• [Requirements]: Report the count of lines holding "component" in the records, with no other words.
— begin Provided data —
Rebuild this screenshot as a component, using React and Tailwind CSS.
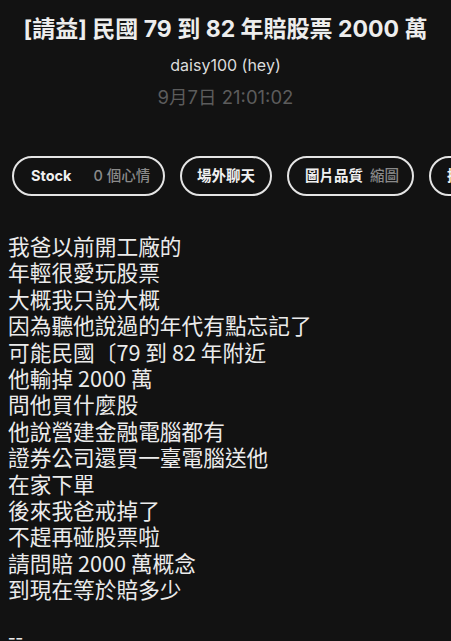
import React from "react";

const lines = [
  "我爸以前開工廠的",
  "年輕很愛玩股票",
  "大概我只說大概",
  "因為聽他說過的年代有點忘記了",
  "可能民國〔79 到 82 年附近",
  "他輸掉 2000 萬",
  "問他買什麼股",
  "他說營建金融電腦都有",
  "證券公司還買一臺電腦送他",
  "在家下單",
  "後來我爸戒掉了",
  "不趕再碰股票啦",
  "請問賠 2000 萬概念",
  "到現在等於賠多少",
];

const font = { fontFamily: '"Inter", "Noto Sans CJK TC", sans-serif' };
const bodyFont = { fontFamily: '"Noto Sans CJK TC", sans-serif' };

export default function App() {
  return (
    <div
      className="w-[451px] h-[641px] overflow-hidden bg-[#121212] text-[#ececec]"
      style={font}
    >
      <div className="flex flex-col items-center pt-[14px]">
        <div className="text-[23px] leading-[30px] font-bold text-[#ededed] whitespace-nowrap">
          [請益] 民國 79 到 82 年賠股票 2000 萬
        </div>
        <div className="mt-[11px] text-[16px] leading-[20px] text-[#dcdcdc]">
          daisy100 (hey)
        </div>
        <div className="mt-[11px] text-[18.5px] leading-[23px] text-[#5c5c5c]">
          9月7日 21:01:02
        </div>
      </div>

      <div className="mt-[47px] flex gap-[15px] pl-[12px] whitespace-nowrap overflow-hidden">
        <div className="shrink-0 h-[40px] w-[153px] rounded-full border-2 border-[#e4e4e4] flex items-center pl-[17px] text-[14.5px]">
          <span className="font-bold text-[#f0f0f0]">Stock</span>
          <span className="ml-[22px] font-medium text-[#8a8a8a]">0 個心情</span>
        </div>
        <div className="shrink-0 h-[40px] w-[92px] rounded-full border-2 border-[#e4e4e4] flex items-center justify-center text-[14.5px]">
          <span className="font-bold text-[#f0f0f0]">場外聊天</span>
        </div>
        <div className="shrink-0 h-[40px] w-[127px] rounded-full border-2 border-[#e4e4e4] flex items-center pl-[16px] text-[14.5px]">
          <span className="font-bold text-[#f0f0f0]">圖片品質</span>
          <span className="ml-[7px] font-medium text-[#8a8a8a]">縮圖</span>
        </div>
        <div className="shrink-0 h-[40px] w-[100px] rounded-full border-2 border-[#e4e4e4] flex items-center pl-[16px] text-[14.5px]">
          <span className="font-bold text-[#f0f0f0]">推文排序</span>
        </div>
      </div>

      <div
        className="mt-[37px] pl-[8px] text-[21.7px] leading-[26.4px] text-[#ebebeb]"
        style={bodyFont}
      >
        {lines.map((l, i) => (
          <div key={i} className="whitespace-nowrap">
            {l}
          </div>
        ))}
        <div className="h-[20px]" />
        <div>--</div>
      </div>
    </div>
  );
}
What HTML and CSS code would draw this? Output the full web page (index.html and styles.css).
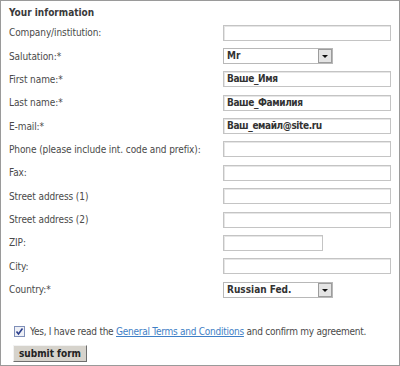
FILE: index.html
```html
<!DOCTYPE html>
<html lang="en">
<head>
    <meta charset="UTF-8">
    <title>Your information</title>
    <link rel="stylesheet" href="styles.css">
</head>
<body>
    <div class="frame">
        <h2>Your information</h2>
        <div class="form">
            <label>Company/institution:</label>
            <span class="field"><span class="box wide"></span></span>

            <label>Salutation:*</label>
            <span class="field"><span class="select">Mr<span class="arrow"></span></span></span>

            <label>First name:*</label>
            <span class="field"><span class="box wide">Ваше_Имя</span></span>

            <label>Last name:*</label>
            <span class="field"><span class="box wide">Ваше_Фамилия</span></span>

            <label>E-mail:*</label>
            <span class="field"><span class="box wide">Ваш_емайл@site.ru</span></span>

            <label>Phone (please include int. code and prefix):</label>
            <span class="field"><span class="box wide"></span></span>

            <label>Fax:</label>
            <span class="field"><span class="box wide"></span></span>

            <label>Street address (1)</label>
            <span class="field"><span class="box wide"></span></span>

            <label>Street address (2)</label>
            <span class="field"><span class="box wide"></span></span>

            <label>ZIP:</label>
            <span class="field"><span class="box short"></span></span>

            <label>City:</label>
            <span class="field"><span class="box wide"></span></span>

            <label>Country:*</label>
            <span class="field"><span class="select">Russian Fed.<span class="arrow"></span></span></span>
        </div>
        <div class="agree">
            <span class="check">
                <svg width="9" height="9" viewBox="0 0 9 9"><path d="M1.5 4.5 L3.5 7 L7.5 1.5" fill="none" stroke="#2c3f8c" stroke-width="1.6"/></svg>
            </span>
            <span>Yes, I have read the <a href="#">General Terms and Conditions</a> and confirm my agreement.</span>
        </div>
        <button class="submit">submit form</button>
    </div>
</body>
</html>
```

FILE: styles.css
```css
/* Page */
body {
    margin: 0;
    background: #ffffff;
    font-family: 'DejaVu Sans Condensed', 'DejaVu Sans', sans-serif;
    font-size: 10px;
    color: #4a4a4a;
}

.frame {
    width: 398px;
    height: 364px;
    border: 1px solid #9a9a9a;
    position: relative;
}

h2 {
    margin: 0;
    padding: 6px 0 0 8px;
    font-size: 10px;
    font-weight: bold;
    color: #3a3a3a;
    height: 14px;
}

/* Form grid */
.form {
    display: grid;
    grid-template-columns: 214px 1fr;
    grid-auto-rows: 23.36px;
    padding: 0 0 0 8px;
}

label {
    display: flex;
    align-items: center;
    letter-spacing: -0.1px;
}

.field {
    display: flex;
    align-items: center;
}

.box {
    height: 14px;
    border: 1px solid #c4c4c4;
    box-shadow: inset 1px 1px 0 #e6e6e6;
    background: #fff;
    font-weight: bold;
    color: #333;
    padding-left: 3px;
    line-height: 14px;
    letter-spacing: -0.4px;
}

.wide {
    width: 163px;
}

.short {
    width: 95px;
}

.select {
    position: relative;
    width: 105px;
    height: 14px;
    border: 1px solid #b8b8b8;
    background: #fff;
    font-weight: bold;
    color: #333;
    padding-left: 3px;
    line-height: 14px;
}

.arrow {
    position: absolute;
    right: 0;
    top: 0;
    width: 12px;
    height: 12px;
    border: 1px solid #9c9c9c;
    background: #e4e4e4;
}

.arrow::after {
    content: '';
    position: absolute;
    left: 3px;
    top: 5px;
    border-left: 3px solid transparent;
    border-right: 3px solid transparent;
    border-top: 3px solid #111;
}

/* Agreement */
.agree {
    display: flex;
    align-items: center;
    margin: 24px 0 0 13px;
    height: 12px;
    white-space: nowrap;
    letter-spacing: -0.25px;
}

.check {
    width: 9px;
    height: 9px;
    border: 1px solid #7f8fb8;
    background: #eef0f6;
    margin-right: 5px;
    display: flex;
}

.agree a {
    color: #3f7fc6;
    text-decoration: underline;
}

.submit {
    display: block;
    margin: 8px 0 0 12px;
    width: 74px;
    height: 17px;
    padding: 0;
    font-family: inherit;
    font-size: 10px;
    font-weight: bold;
    color: #222;
    background: #d6d3cc;
    border: 1px solid;
    border-color: #f2f2f2 #6e6e6e #6e6e6e #f2f2f2;
}
```
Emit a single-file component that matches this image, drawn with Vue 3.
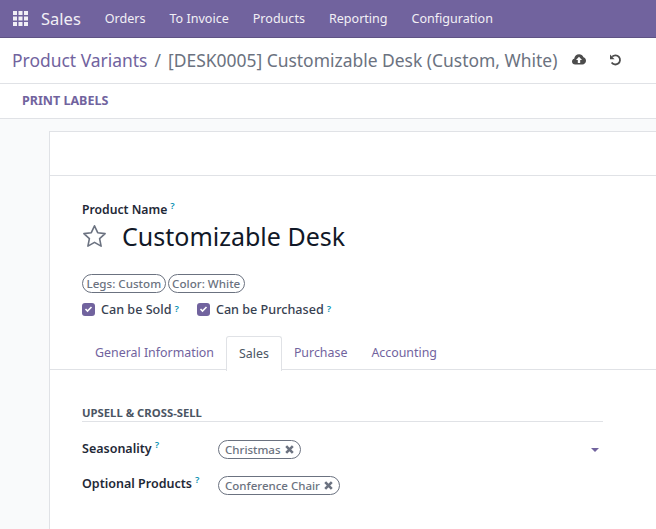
<script setup>
const menus = ['Orders', 'To Invoice', 'Products', 'Reporting', 'Configuration']
const tabs = ['General Information', 'Sales', 'Purchase', 'Accounting']
</script>

<template>
  <div class="app">
    <nav class="nav">
      <svg class="grid" width="15" height="15" viewBox="0 0 15 15" fill="#f1eff5">
        <rect x="0" y="0" width="4" height="4"/><rect x="5.5" y="0" width="4" height="4"/><rect x="11" y="0" width="4" height="4"/>
        <rect x="0" y="5.5" width="4" height="4"/><rect x="5.5" y="5.5" width="4" height="4"/><rect x="11" y="5.5" width="4" height="4"/>
        <rect x="0" y="11" width="4" height="4"/><rect x="5.5" y="11" width="4" height="4"/><rect x="11" y="11" width="4" height="4"/>
      </svg>
      <span class="brand">Sales</span>
      <span v-for="m in menus" :key="m" class="menu">{{ m }}</span>
    </nav>
    <header class="crumbs">
      <span class="link">Product Variants</span>
      <span class="sep">/</span>
      <span class="cur">[DESK0005] Customizable Desk (Custom, White)</span>
      <svg class="cloud" width="14" height="11" viewBox="0 0 14 11">
        <path fill="#4c4c4c" d="M3.2 10.5C1.4 10.5 0 9.2 0 7.5 0 6.1.9 5 2.2 4.7 2.4 2.400 4.500.3 7.100.3c2 0 3.700 1.200 4.400 3C13 3.700 14 5.100 14 6.800c0 2-1.600 3.700-3.600 3.700z"/>
        <path fill="#fff" d="M7 2.800 10 6H8.200v3H5.800V6H4z"/>
      </svg>
      <svg class="undo" width="13" height="12" viewBox="0 0 13 12" fill="none">
        <path stroke="#4c4c4c" stroke-width="1.800" d="M3.200 2.600A4.600 4.600 0 1 1 2.600 8.500"/>
        <path fill="#4c4c4c" d="M1 .6v4.600h4.600z"/>
      </svg>
    </header>
    <div class="actions"><span class="print">PRINT LABELS</span></div>
    <main class="content">
      <section class="sheet">
        <div class="strip"></div>
        <div class="body">
          <div class="name-label">Product Name<sup class="help">?</sup></div>
          <div class="title-row">
            <svg class="star" width="25" height="24" viewBox="0 0 25 24" fill="none">
              <path stroke="#6b7280" stroke-width="1.600" stroke-linejoin="round" d="M12.500 1.800l3.200 6.900 7.400.9-5.500 5.100 1.500 7.400-6.600-3.700-6.600 3.700 1.500-7.400L1.900 9.600l7.400-.9z"/>
            </svg>
            <h1 class="title">Customizable Desk</h1>
          </div>
          <div class="pills">
            <span class="pill">Legs: Custom</span>
            <span class="pill">Color: White</span>
          </div>
          <div class="checks">
            <label class="check first">
              <span class="box"><svg width="9" height="8" viewBox="0 0 9 8" fill="none"><path stroke="#fff" stroke-width="1.600" d="M1.500 4l2 2 4-4"/></svg></span>
              Can be Sold<sup class="help">?</sup>
            </label>
            <label class="check">
              <span class="box"><svg width="9" height="8" viewBox="0 0 9 8" fill="none"><path stroke="#fff" stroke-width="1.600" d="M1.500 4l2 2 4-4"/></svg></span>
              Can be Purchased<sup class="help">?</sup>
            </label>
          </div>
        </div>
        <div class="tabs">
          <span v-for="t in tabs" :key="t" class="tab" :class="{ active: t === 'Sales' }">{{ t }}</span>
        </div>
        <div class="pane">
          <h2 class="group">UPSELL &amp; CROSS-SELL</h2>
          <div class="field seasonality">
            <span class="flabel">Seasonality<sup class="help">?</sup></span>
            <span class="value">
              <span class="tag">Christmas<svg class="x" width="9" height="9" viewBox="0 0 9 9" fill="none"><path stroke="#6b7280" stroke-width="2.600" d="M1.200 1.200l6.600 6.600M7.800 1.200L1.200 7.800"/></svg></span>
              <span class="caret"></span>
            </span>
          </div>
          <div class="field optional">
            <span class="flabel">Optional Products<sup class="help">?</sup></span>
            <span class="value">
              <span class="tag">Conference Chair<svg class="x" width="9" height="9" viewBox="0 0 9 9" fill="none"><path stroke="#6b7280" stroke-width="2.600" d="M1.200 1.200l6.600 6.600M7.800 1.200L1.200 7.800"/></svg></span>
            </span>
          </div>
        </div>
      </section>
    </main>
  </div>
</template>

<style>
html, body { margin: 0; overflow: hidden; }
</style>

<style scoped>
.app {
  width: 656px; height: 529px; overflow: hidden; display: flex; flex-direction: column;
  font-family: "Noto Sans", "Open Sans", sans-serif; font-size: 13px; color: #4b5563; background: #fff;
}
.nav {
  height: 37px; flex: none; display: flex; align-items: center; background: #71639e;
  border-bottom: 1px solid #5f5384; color: #f1eff5; padding-left: 13px;
}
.grid { margin-right: 13px; }
.brand { font-size: 16.5px; margin-right: 24px; }
.menu { font-size: 12.55px; margin-right: 24px; }
.crumbs {
  height: 46px; flex: none; display: flex; align-items: center; padding: 0 0 2px 12px;
  border-bottom: 1px solid #e0e2e6; font-size: 17.45px; box-sizing: border-box;
}
.link { color: #71639e; }
.sep { margin: 0 7px; color: #6b7280; }
.cur { color: #6b7280; }
.cloud { margin-left: 15px; }
.undo { margin-left: 23px; }
.actions {
  height: 35px; flex: none; display: flex; align-items: center; padding: 0 0 1px 22px;
  border-bottom: 1px solid #e0e2e6; box-sizing: border-box;
}
.print { font-weight: 700; font-size: 12.500px; color: #71639e; }
.content { flex: 1; background: #f9fafb; padding: 12px 0 0 49px; min-height: 0; }
.sheet { background: #fff; border: 1px solid #e0e2e6; border-right: 0; height: 500px; }
.strip { height: 43px; border-bottom: 1px solid #e0e2e6; }
.body { padding: 26px 0 0 32px; }
.name-label { font-size: 12.2px; font-weight: 600; color: #1f2937; line-height: 16px; }
.help { font-size: 9.500px; color: #0891b2; font-weight: 600; line-height: 0; margin-left: 3px; vertical-align: 5px; }
.title-row { display: flex; align-items: center; height: 37px; margin-top: -1px; }
.star { margin-right: 15px; }
.title { margin: 0; font-size: 25px; font-weight: 400; color: #111827; }
.pills { display: flex; gap: 2px; margin-top: 20px; }
.pill, .tag {
  border: 1px solid #6b7280; border-radius: 10px; height: 17px; line-height: 17px;
  padding: 0 3.500px; font-size: 11.600px; color: #6b7280; font-weight: 500; display: inline-block;
}
.checks { display: flex; margin-top: 6px; height: 20px; align-items: center; }
.check { display: flex; align-items: center; font-size: 12.6px; font-weight: 500; color: #374151; }
.check.first { margin-right: 18px; }
.box {
  width: 13px; height: 13px; border-radius: 3px; background: #71639e; margin-right: 6px;
  display: flex; align-items: center; justify-content: center;
}
.tabs { display: flex; height: 33px; margin-top: 17px; border-bottom: 1px solid #e0e2e6; padding-left: 33px; }
.tab { padding: 0 12px; line-height: 33px; font-size: 12.400px; color: #71639e; }
.tab.active {
  background: #fff; color: #4b5563; border: 1px solid #e0e2e6; border-bottom: 0;
  border-radius: 3px 3px 0 0; height: 33px; margin-bottom: -1px; padding-bottom: 1px;
}
.pane { padding: 35px 53px 0 32px; }
.group { margin: 0; font-size: 11.300px; font-weight: 700; color: #4b5563; border-bottom: 1px solid #e0e2e6; line-height: 15px; padding-bottom: 1px; }
.field { display: flex; height: 35px; align-items: center; }
.seasonality { margin-top: 10px; }
.flabel { width: 136px; flex: none; font-size: 12.5px; font-weight: 600; color: #1f2937; margin-bottom: 2px; }
.value { flex: 1; display: flex; align-items: center; justify-content: space-between; }
.optional .value { padding-top: 2px; }
.tag { padding: 0 6px; font-size: 11.500px; }
.x { margin-left: 4px; }
.caret { width: 0; height: 0; border: 4px solid transparent; border-top-color: #71639e; border-bottom: 0; margin-right: 4px; }
</style>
— end Provided data —
• [The solution]: 2